Once these two operations are complete, the CALCULATE function prepares the filter context and applies these two filters into the filter context. When we apply that, we have a filter context of the product color being equal to red, and on the year column, we have a filter over 2007 and 2008.

So for this data model, there is no single transaction that exists in two different years. When CALCULATE tries to merge these two filters in an and condition, it will say that the year should be 2008 and 2007, and that the product color should be red.

When we are filtering the sales table with the filter context of year 2008, we are also indirectly filtering the dates table as well. The sales stable has a relationship of many-to-one to the date stable.

Let’s create a new calculation to identify how many rows there are in the dates table for the related dates. We are going to write CALCULATE, then COUNTROWS of the dates table. Then we will FILTER ALL of the sales table, and we are going to say that the RELATED dates in the calendar year number should be equal to 2008.

Inside CALCULATE, we have not referenced any filter over the dates table. We are simply checking that the dates in the calendar year number should be from 2008. Ideally, this filter should not be able to filter the dates table. We are also using the ALL function, which will ignore the filter context that will come from the slicer.

Let’s create a new card for this calculation. you can see that we are returning 348 rows.

So how is it possible that from a dates table of 2500 rows, we are only returning 348 rows? If we’re going to use an expanded table, then we are going to indirectly filter the other table as well, which is connected through a many-to-one relationship.

While we do not have any filter over the current year, we are still limiting the number of rows that are visible for the dimension table that we have on the one side.

When we are returning the sales table, we are also returning a filtered version of the dates table, customer table, product table, product category table, and product subcategory table.

Explaining Red Sales 2

Let’s move on to the next calculation, which is Red Sales 2. We’ll start with the outer CALCULATE because if we’re nesting this function in any scenario, the outer CALCULATE should prepare the filter context for the inner CALCULATE.

On the slicer, we select the calendar year of 2008. When the SAMEPERIODLASTYEAR function gets the date for 2008, it is going to shift those dates in 2007 and it will be the FILTER context for the inner calculate. This inner CALCULATE will evaluate the year 2007.

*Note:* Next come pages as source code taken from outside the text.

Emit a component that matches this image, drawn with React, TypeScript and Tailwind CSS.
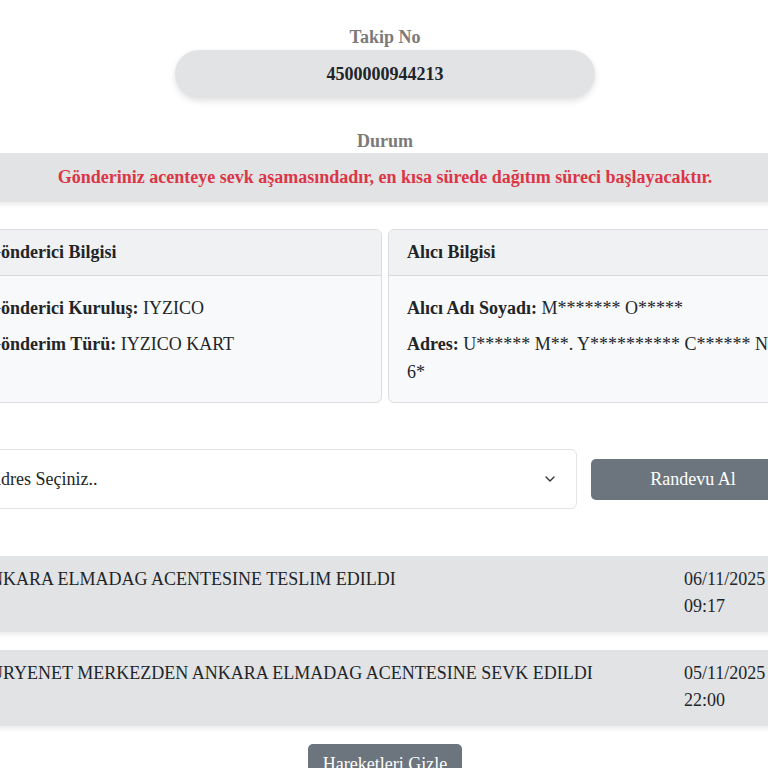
import { ChevronDown } from "lucide-react";

const movements = [
  { text: "ANKARA ELMADAG ACENTESINE TESLIM EDILDI", date: "06/11/2025", time: "09:17" },
  { text: "KURYENET MERKEZDEN ANKARA ELMADAG ACENTESINE SEVK EDILDI", date: "05/11/2025", time: "22:00" },
];

export default function App() {
  return (
    <div className="min-h-screen w-full overflow-hidden bg-white font-['Liberation_Serif'] text-[18px] text-[#212529]">
      <div className="ml-[-34px] w-[838px] pt-[26px]">
        <div className="flex flex-col items-center">
          <div className="font-bold leading-[22px] text-[#7a7a7a]">Takip No</div>
          <div className="mt-[2px] flex h-[48px] w-[420px] items-center justify-center rounded-full bg-[#e2e3e5] font-bold shadow-[0_3px_6px_rgba(0,0,0,0.12)]">
            4500000944213
          </div>
          <div className="mt-[32px] font-bold leading-[22px] text-[#7a7a7a]">Durum</div>
        </div>
        <div className="mt-[1px] flex h-[49px] items-center justify-center bg-[#e2e3e5] font-bold text-[#dc3545] shadow-[0_3px_5px_rgba(0,0,0,0.08)]">
          Gönderiniz acenteye sevk aşamasındadır, en kısa sürede dağıtım süreci başlayacaktır.
        </div>

        <div className="mt-[27px] grid grid-cols-2 gap-[6px]">
          <div className="overflow-hidden rounded-[6px] border border-[#dcdde0] bg-[#f8f9fa]">
            <div className="flex h-[46px] items-center border-b border-[#d6d8db] bg-[#f0f1f2] px-[20px] font-bold">
              Gönderici Bilgisi
            </div>
            <div className="flex flex-col gap-[8px] px-[20px] pt-[18px] pb-[16px] leading-[28px]">
              <p><b>Gönderici Kuruluş:</b> IYZICO</p>
              <p><b>Gönderim Türü:</b> IYZICO KART</p>
            </div>
          </div>
          <div className="overflow-hidden rounded-[6px] border border-[#dcdde0] bg-[#f8f9fa]">
            <div className="flex h-[46px] items-center border-b border-[#d6d8db] bg-[#f0f1f2] px-[18px] font-bold">
              Alıcı Bilgisi
            </div>
            <div className="flex flex-col gap-[8px] pl-[18px] pr-[8px] pt-[18px] pb-[16px] leading-[28px]">
              <p><b>Alıcı Adı Soyadı:</b> M******* O*****</p>
              <p><b>Adres:</b> U****** M**. Y********** C****** N** 6*</p>
            </div>
          </div>
        </div>

        <div className="mt-[46px] flex items-center gap-[14px] pl-[5px] pr-[9px]">
          <div className="flex h-[60px] flex-1 items-center justify-between rounded-[6px] border border-[#e3e4e6] bg-white px-[16px]">
            <span>Adres Seçiniz..</span>
            <ChevronDown size={16} strokeWidth={2} className="mr-[2px] text-[#333]" />
          </div>
          <button className="h-[41px] w-[204px] rounded-[5px] bg-[#6c757d] text-white">Randevu Al</button>
        </div>

        <div className="mt-[47px] flex flex-col gap-[18px]">
          {movements.map((m) => (
            <div key={m.date} className="flex h-[76px] justify-between bg-[#e2e3e5] pl-[11px] pt-[10px] leading-[27px] shadow-[0_3px_5px_rgba(0,0,0,0.08)]">
              <div>{m.text}</div>
              <div className="w-[120px]">
                <div>{m.date}</div>
                <div>{m.time}</div>
              </div>
            </div>
          ))}
        </div>

        <div className="mt-[18px] flex justify-center">
          <button className="h-[40px] w-[154px] rounded-[5px] bg-[#6c757d] text-white">Hareketleri Gizle</button>
        </div>
      </div>
    </div>
  );
}
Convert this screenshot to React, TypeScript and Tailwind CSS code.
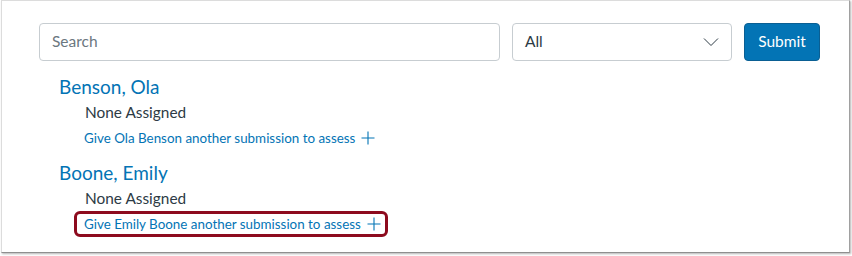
import React from "react";

function Plus() {
  return (
    <svg width="14" height="14" viewBox="0 0 14 14" className="ml-[6px] shrink-0">
      <path d="M7 0.5V13.5M0.5 7H13.5" stroke="#0374B5" strokeWidth="1.1" fill="none" />
    </svg>
  );
}

function Student({ name, first, highlight }: { name: string; first: string; highlight?: boolean }) {
  return (
    <div className="flex flex-col items-start pl-[20px]">
      <div className="text-[19px] leading-[26px] text-[#0374B5]">{name}</div>
      <div className="ml-[26px] mt-[1px] text-[15.4px] leading-[23px] text-[#2D3B45]">None Assigned</div>
      <div
        className={
          "ml-[15px] mt-[1px] flex items-center rounded-[6px] border-[3px] pl-[7px] pr-[4px] " +
          (highlight ? "border-[#8d0b1e]" : "border-transparent")
        }
      >
        <span className="text-[13.4px] leading-[20px] text-[#0374B5]">
          Give {first} another submission to assess
        </span>
        <Plus />
      </div>
    </div>
  );
}

export default function App() {
  return (
    <div className="h-[256px] w-[852px] bg-white" style={{ fontFamily: "Lato, 'Noto Sans', sans-serif" }}>
      <div className="ml-[1px] h-[253px] w-[849px] border border-[#dcdcdc] border-b-[#8f8f8f] border-r-[#a0a0a0] bg-white pl-[37px] pt-[22px] shadow-[1px_1px_2px_rgba(0,0,0,0.3)]">
        <div className="flex items-center gap-[12px]">
          <div className="flex h-[38px] w-[461px] items-center rounded-[4px] border border-[#c7cdd1] bg-white px-[12px] text-[15.5px] text-[#6b7780]">
            Search
          </div>
          <div className="flex h-[38px] w-[220px] items-center justify-between rounded-[4px] border border-[#c7cdd1] bg-white pl-[12px] pr-[12px] text-[15.5px] text-[#2D3B45]">
            <span>All</span>
            <svg width="16" height="10" viewBox="0 0 16 10">
              <path d="M1 1.5L8 8.5L15 1.5" stroke="#2D3B45" strokeWidth="1" fill="none" />
            </svg>
          </div>
          <div className="flex h-[38px] w-[76px] items-center justify-center rounded-[4px] border border-[#0a5f93] bg-[#0374B5] text-[15.5px] text-white">
            Submit
          </div>
        </div>
        <div className="mt-[13px] flex flex-col gap-[9px]">
          <Student name="Benson, Ola" first="Ola Benson" />
          <Student name="Boone, Emily" first="Emily Boone" highlight />
        </div>
      </div>
    </div>
  );
}
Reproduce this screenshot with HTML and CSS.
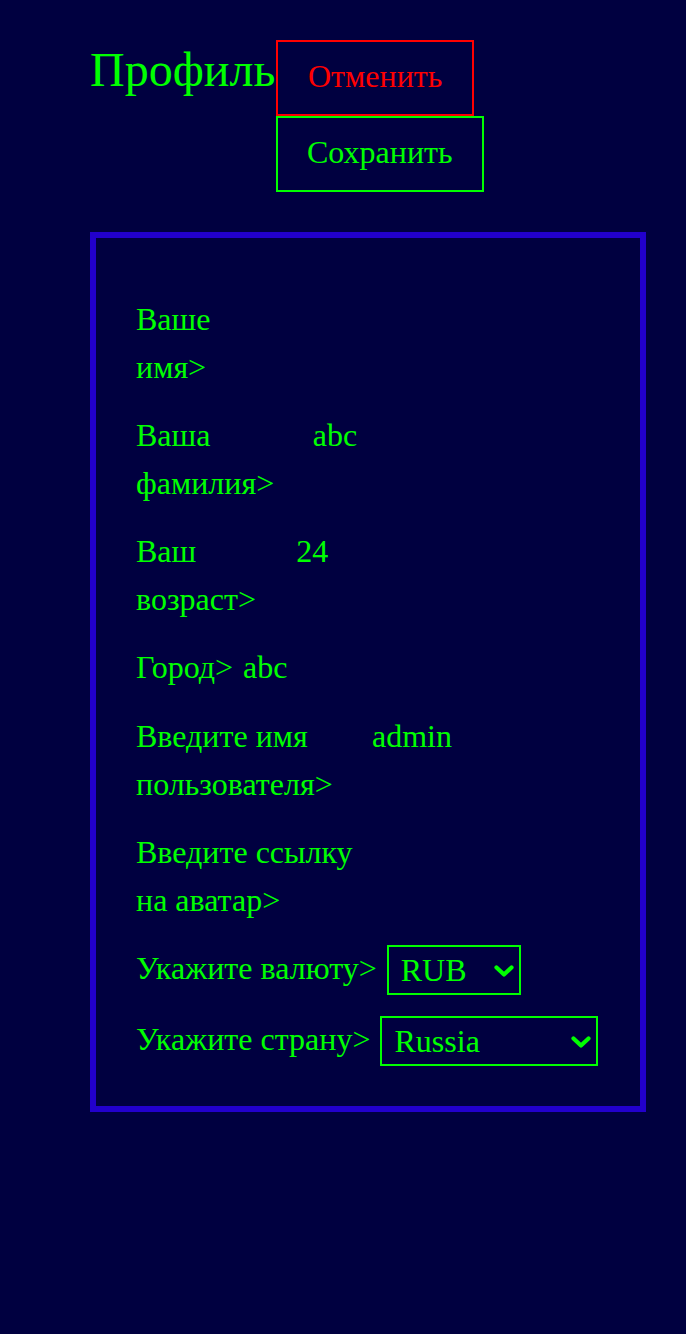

The FILTER function will filter the sales table, and the sales table will only be limited for the row where the year is 2007. Once we have the rows for 2007, we are going to check that the related products is equal to red.

Unlike the first calculation, we are not returning two different tiers. Those two different tiers are not getting applied on the FILTER context so the table returned by the FILTER function will contain all the row of the sales table.

Once this filter is applied, we are going to get the sales amount for year 2007, as well as the products that are equal to red, whereas in the first calculation, we were returning the year 2008 and 2007.

This time, we have prepared the filter context for the sales table by using the SAMEPERIODLASTYEAR function and by nesting the CALCULATE function inside another CALCULATE.

Explaining Red Sales 3

For the third example, we have a very simple CALCULATE function with two statements: one is product color is equal to red, and then the SAMEPERIODLASTYEAR on dates.

The SAMEPERIODLASTYEAR function will be evaluated in a filter context, which will contain only the dates of 2007. The products’ color will apply a filter context of red over the product table, which will in turn filter the sales table and only contain the rows for the red products.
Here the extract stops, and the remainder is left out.